The work develops a formalism and numerical evidence for sub-Planckian thermal diffusivity in strongly anharmonic, complex-unit-cell systems, extending understanding of thermal transport beyond semiclassical bounds.

Findings

Model shows sub-Planckian thermal diffusivity in complex insulators.

Incoherent phonon propagator across the Brillouin zone.
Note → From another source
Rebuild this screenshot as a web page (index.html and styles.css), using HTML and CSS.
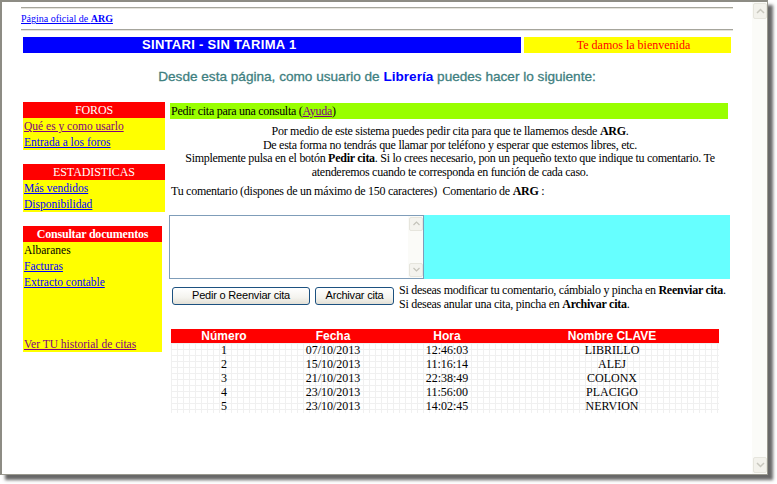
FILE: index.html
```html
<!DOCTYPE html>
<html lang="es">
<head>
<meta charset="utf-8">
<title>SINTARI - SIN TARIMA 1</title>
<link rel="stylesheet" href="styles.css">
</head>
<body>
<div class="window">
  <div class="page">
    <hr class="rule rule-first">
    <div class="toplink"><a href="#">Página oficial de <b>ARG</b></a></div>
    <hr class="rule">
    <div class="banner">
      <div class="banner-title">SINTARI - SIN TARIMA 1</div>
      <div class="banner-welcome">Te damos la bienvenida</div>
    </div>
    <h1 class="lead">Desde esta página, como usuario de <span class="lead-user">Librería</span> puedes hacer lo siguiente:</h1>
    <div class="columns">
      <aside class="sidebar">
        <div class="box">
          <div class="box-head">FOROS</div>
          <div class="box-item"><a href="#" class="visited">Qué es y como usarlo</a></div>
          <div class="box-item"><a href="#">Entrada a los foros</a></div>
        </div>
        <div class="box">
          <div class="box-head">ESTADISTICAS</div>
          <div class="box-item"><a href="#">Más vendidos</a></div>
          <div class="box-item"><a href="#">Disponibilidad</a></div>
        </div>
        <div class="box box-docs">
          <div class="box-head box-head-bold">Consultar documentos</div>
          <div class="box-item">Albaranes</div>
          <div class="box-item"><a href="#">Facturas</a></div>
          <div class="box-item"><a href="#">Extracto contable</a></div>
          <div class="box-spacer"></div>
          <div class="box-item"><a href="#" class="visited">Ver TU historial de citas</a></div>
        </div>
      </aside>
      <main class="main">
        <div class="greenbar">Pedir cita para una consulta (<a href="#" class="visited">Ayuda</a>)</div>
        <p class="intro">Por medio de este sistema puedes pedir cita para que te llamemos desde <b>ARG</b>.<br>De esta forma no tendrás que llamar por teléfono y esperar que estemos libres, etc.<br>Simplemente pulsa en el botón <b>Pedir cita</b>. Si lo crees necesario, pon un pequeño texto que indique tu comentario. Te<br>atenderemos cuando te corresponda en función de cada caso.</p>
        <p class="comment-label">Tu comentario (dispones de un máximo de 150 caracteres)&nbsp; Comentario de <b>ARG</b> :</p>
        <div class="comment-row">
          <div class="textbox">
            <textarea class="textbox-input"></textarea>
            <div class="textbox-scroll">
              <div class="tsb-btn"><svg width="7" height="5" viewBox="0 0 7 5"><path d="M0.5 4 L3.5 1 L6.5 4" fill="none" stroke="#c4c3ba" stroke-width="1.2"/></svg></div>
              <div class="tsb-track"></div>
              <div class="tsb-btn"><svg width="7" height="5" viewBox="0 0 7 5"><path d="M0.5 1 L3.5 4 L6.5 1" fill="none" stroke="#c4c3ba" stroke-width="1.2"/></svg></div>
            </div>
          </div>
          <div class="arg-comment"></div>
        </div>
        <div class="actions">
          <button class="xp-btn btn-send">Pedir o Reenviar cita</button>
          <button class="xp-btn btn-archive">Archivar cita</button>
          <p class="actions-help">Si deseas modificar tu comentario, cámbialo y pincha en <b>Reenviar cita</b>.<br>Si deseas anular una cita, pincha en <b>Archivar cita</b>.</p>
        </div>
        <table class="citas">
          <thead>
            <tr><th class="c1">Número</th><th class="c2">Fecha</th><th class="c3">Hora</th><th class="c4">Nombre CLAVE</th></tr>
          </thead>
          <tbody>
            <tr><td>1</td><td>07/10/2013</td><td>12:46:03</td><td>LIBRILLO</td></tr>
            <tr><td>2</td><td>15/10/2013</td><td>11:16:14</td><td>ALEJ</td></tr>
            <tr><td>3</td><td>21/10/2013</td><td>22:38:49</td><td>COLONX</td></tr>
            <tr><td>4</td><td>23/10/2013</td><td>11:56:00</td><td>PLACIGO</td></tr>
            <tr><td>5</td><td>23/10/2013</td><td>14:02:45</td><td>NERVION</td></tr>
          </tbody>
        </table>
      </main>
    </div>
  </div>
  <div class="scrollbar">
    <div class="sb-btn"><svg width="9" height="6" viewBox="0 0 9 6"><path d="M1 5 L4.5 1.5 L8 5" fill="none" stroke="#c8c7be" stroke-width="1.5"/></svg></div>
    <div class="sb-track"></div>
    <div class="sb-btn"><svg width="9" height="6" viewBox="0 0 9 6"><path d="M1 1 L4.5 4.5 L8 1" fill="none" stroke="#c8c7be" stroke-width="1.5"/></svg></div>
  </div>
</div>
</body>
</html>
```

FILE: styles.css
```css
html, body {
  margin: 0;
  padding: 0;
}
body {
  width: 777px;
  height: 484px;
  overflow: hidden;
  background: #ffffff;
  font-family: "Liberation Serif", "Times New Roman", serif;
  font-size: 12px;
  color: #000;
}
a { color: #0000ff; }
a.visited { color: #800080; }

.window {
  width: 765px;
  height: 472px;
  border-top: 2px solid #8d8c84;
  border-left: 2px solid #8d8c84;
  border-right: 1px solid #9a998f;
  border-bottom: 1px solid #9a998f;
  box-shadow: 5px 5px 3px rgba(40, 40, 40, 0.7);
  background: #fff;
  display: flex;
  overflow: hidden;
}
.page {
  width: 712px;
  padding: 0 19px;
  flex: none;
}

/* scrollbar of the window */
.scrollbar {
  flex: 1;
  background: #fbfbf8;
  display: flex;
  flex-direction: column;
  padding: 1px 0 1px 1px;
}
.sb-btn {
  height: 14px;
  border: 1px solid #e6e5dd;
  border-radius: 2px;
  background: #f3f2ec;
  display: flex;
  align-items: center;
  justify-content: center;
}
.sb-track { flex: 1; }

.rule {
  margin: 0;
  height: 0;
  border: none;
  border-top: 1px solid #a6a59c;
  border-bottom: 1px solid #e4e3dc;
}
.rule-first { margin-top: 5px; }
.toplink {
  height: 20px;
  line-height: 20px;
  font-size: 10px;
}

.banner {
  margin-top: 6px;
  display: flex;
  gap: 3px;
  padding: 0 2px;
  height: 16px;
}
.banner-title {
  width: 379px;
  padding-left: 119px;
  background: #0000ff;
  color: #fff;
  font-family: "Liberation Sans", Arial, sans-serif;
  font-weight: bold;
  font-size: 13px;
  letter-spacing: 0.3px;
  line-height: 16px;
}
.banner-welcome {
  flex: 1;
  background: #ffff00;
  color: #ff0000;
  text-align: center;
  line-height: 16px;
  font-size: 12px;
  padding-left: 12px;
}

.lead {
  margin: 16px 0 17px;
  text-align: center;
  font-family: "Liberation Sans", Arial, sans-serif;
  font-size: 13.6px;
  line-height: 16px;
  font-weight: normal;
  color: #408080;
  -webkit-text-stroke: 0.3px #408080;
}
.lead-user {
  color: #0000ff;
  font-weight: bold;
  -webkit-text-stroke: 0;
}

.columns {
  display: flex;
  gap: 4px;
  padding-left: 2px;
  align-items: flex-start;
}

.sidebar {
  width: 142px;
  display: flex;
  flex-direction: column;
  gap: 14px;
}
.box {
  background: #ffff00;
  font-size: 11.5px;
}
.box-docs { width: 139px; }
.box-head {
  background: #ff0000;
  color: #fff;
  text-align: center;
  height: 16px;
  line-height: 16px;
  font-size: 12px;
  letter-spacing: -0.1px;
}
.box-head-bold { font-weight: bold; letter-spacing: -0.2px; }
.box-item {
  height: 16px;
  line-height: 16px;
  padding-left: 1px;
  white-space: nowrap;
}
.box-spacer { height: 46px; }

.main {
  width: 562px;
  padding-top: 1px;
  letter-spacing: -0.27px;
}
.greenbar {
  margin-left: 1px;
  width: 558px;
  height: 16px;
  line-height: 16px;
  background: #99ff00;
  padding-left: 1px;
  box-sizing: border-box;
}
.intro {
  margin: 6px 0 0;
  text-align: center;
  line-height: 13.7px;
  white-space: nowrap;
}
.comment-label {
  margin: 4px 0 0 2px;
  line-height: 14px;
  white-space: nowrap;
}
.comment-row {
  display: flex;
  margin-top: 17px;
  height: 64px;
}
.textbox {
  width: 253px;
  height: 62px;
  border: 1px solid #7f9db9;
  display: flex;
  background: #fff;
  flex: none;
}
.textbox-input {
  flex: 1;
  border: none;
  margin: 0;
  padding: 0;
  resize: none;
  outline: none;
  background: #fff;
}
.textbox-scroll {
  width: 14px;
  display: flex;
  flex-direction: column;
  background: #fbfbf8;
  padding: 1px 0 1px 1px;
}
.tsb-btn {
  height: 12px;
  border: 1px solid #e6e5dd;
  border-radius: 2px;
  background: #f4f3ee;
  display: flex;
  align-items: center;
  justify-content: center;
}
.tsb-track { flex: 1; }
.arg-comment {
  width: 306px;
  flex: none;
  background: #66ffff;
}

.actions {
  display: flex;
  align-items: flex-start;
  margin-top: 4px;
  padding-left: 3px;
}
.xp-btn {
  flex: none;
  margin: 4px 0 0;
  height: 18px;
  padding: 0;
  border: 1px solid #1c5180;
  border-radius: 3px;
  background: linear-gradient(#ffffff, #f4f3ee 60%, #e3e0d6);
  font-family: "Liberation Sans", Tahoma, sans-serif;
  font-size: 11px;
  letter-spacing: -0.2px;
  color: #000;
  line-height: 15px;
}
.btn-send { width: 138px; }
.btn-archive { width: 79px; margin-left: 5px; }
.actions-help {
  flex: none;
  margin: 0 0 0 5px;
  line-height: 14px;
  white-space: nowrap;
}

.citas {
  margin: 18px 0 0 2px;
  width: 548px;
  border-collapse: collapse;
  table-layout: fixed;
  letter-spacing: 0;
}
.citas th {
  background: #ff0000;
  color: #fff;
  font-family: "Liberation Sans", Arial, sans-serif;
  font-weight: bold;
  font-size: 12px;
  height: 14px;
  line-height: 14px;
  padding: 0;
}
.citas .c1 { width: 106px; }
.citas .c2 { width: 112px; }
.citas .c3 { width: 116px; }
.citas tbody {
  background-color: #fff;
  background-image:
    linear-gradient(to right, #f0f0f0 1px, transparent 1px),
    linear-gradient(to bottom, #f0f0f0 1px, transparent 1px);
  background-size: 6px 6px;
}
.citas td {
  text-align: center;
  height: 14px;
  line-height: 14px;
  padding: 0;
}
```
Suggests a multi-species generalization of the diffusivity bound.

Abstract

Measurements of thermal diffusivity in several insulators have been shown to reach a Planckian bound on thermal transport that can be thought of as the limit of validity of semiclassical phonon scattering. Beyond this regime, the heat transport must be understood in terms of incoherent motion of the atoms under strongly anharmonic interactions. In this work, we propose a model for heat transport in a strongly anharmonic system where the thermal diffusivity can be lower than the Planckian thermal diffusivity bound. Similar to the materials which exhibit thermal diffusivity close to this bound, our scenario involves complex unit cell with incoherent intra-cell dynamics. We derive a general formalism to compute thermal conductivity in such cases with anharmonic intra-cell dynamics coupled to nearly harmonic inter-cell coupling. Through direct numerical simulation of the non-linear unit cell motion, we explicitly show that our model allows sub-Planckian thermal diffusivity. We find that the propagator of the acoustic phonons becomes incoherent throughout most of the Brillouin zone in this limit. We expect these features to apply to more realistic models of complex insulators showing sub-Planckian thermal diffusivity, suggesting a multi-species generalization of the thermal diffusivity bound that is similar to the viscosity bound in fluids.